10 de Diciembre, 2016
Chile Clarifies Investment Fund Rules After Tax Overhaul
Investment funds won't be subject to corporate income tax until they distribute returns to participants but will have to make monthly provisional tax payments, Chile's tax authority Servicio de Impuestos Internos has said in a new circular on the subject.
Published on Dec. 7, Circular No. 67 sets out SII's position on changes introduced through Chile's Single Tax Law (No. 20,712) to the way funds are taxed. The legislation, signed into law on Dec. 24, 2013, replaced four existing laws covering investment funds (Law No. 18,815), mutual funds (Decree Law 1,328), foreign capital and risk capital funds (Law No. 18,657) and fund managers (Law No. 18,045), with a single piece of legislation.
Under the new law, funds aren't subject to corporate income tax (for example, on capital gains earned through the acquisition of shares) so their income isn't taxed until it is distributed to participants.
For tax purposes, the law identifies three kinds of funds: mutual funds, investment funds and private investment funds —which have fewer than 50 participants.
Final contributors can claim back tax paid on fund's incomes, for example dividends from companies, as credit against their own tax.
Treatment of Private Funds Addressed
Circular 67, which was published after SII received 92 queries and comments from taxpayers, law firms, consultants and business associations, aims to clarify SII's position on a series of issues that aren't clear in the law, Fernando Leigh, a tax partner at EY Chile, told Bloomberg BNA on Dec. 20.
For example, private investment funds created before the Single Funds Law came into force must be treated as Sociedad Anonima (S.A.) if they don't comply with certain legal requisites. However, funds that are taxed as S.A. may not become a S.A. but rather must bring the business to a close and liquidate the assets.
SII also sets out that from 2015 private investment funds must pay monthly provisional tax payments like other companies. Offshore funds will continue to be exempt of tax in Chile even if they fail to fulfill the legal requisites.
Assets acquired by private investment funds prior to the implementation of the law may be costed against the profits to be distributed to participants.
Comments Sought on Other Changes
SII also published for public consultation a draft circular indicating modifications to the Single Funds Law by two major pieces of tax legislation approved by the current government, (Laws No. 20,780 and 20,899). Taxpayers have 10 days to comment via the SII's website.
Although funds won't be subject to either of the two regimes of corporate income tax created by the overhaul of the tax code, the draft rules make clear how payments between funds and companies subject to the semi-integrated regime will be treated.
Companies registered under the semi-integrated regime will pay corporate income tax at 27 percent on all income distributed to owners, partners or shareholders.
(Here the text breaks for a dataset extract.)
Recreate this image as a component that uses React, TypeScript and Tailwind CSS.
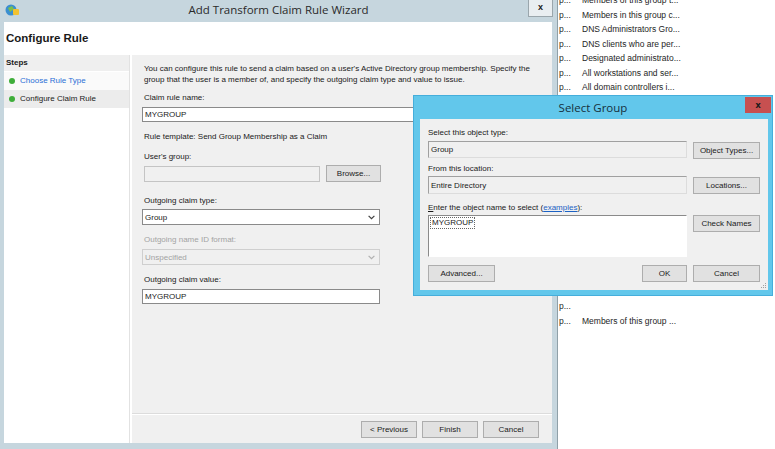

They may claim back 65 percent of the tax paid by the company against their own tax bill.
Funds will be able to claim back as tax credit 65 percent of taxes paid outside of Chile, while profits distributed to foreigners will continue to be taxed at 10 percent.
Friendly Tax Regime for Investors
According to Leigh, the tax regime established for investment funds in Chile remains attractive for both local and foreign investors, with benefits on capital gains when selling quotas and allowing them to put off paying tax in some cases.
“It would have been good to establish greater incentives for foreign investors, but in general I don't see a setback,” the lawyer said.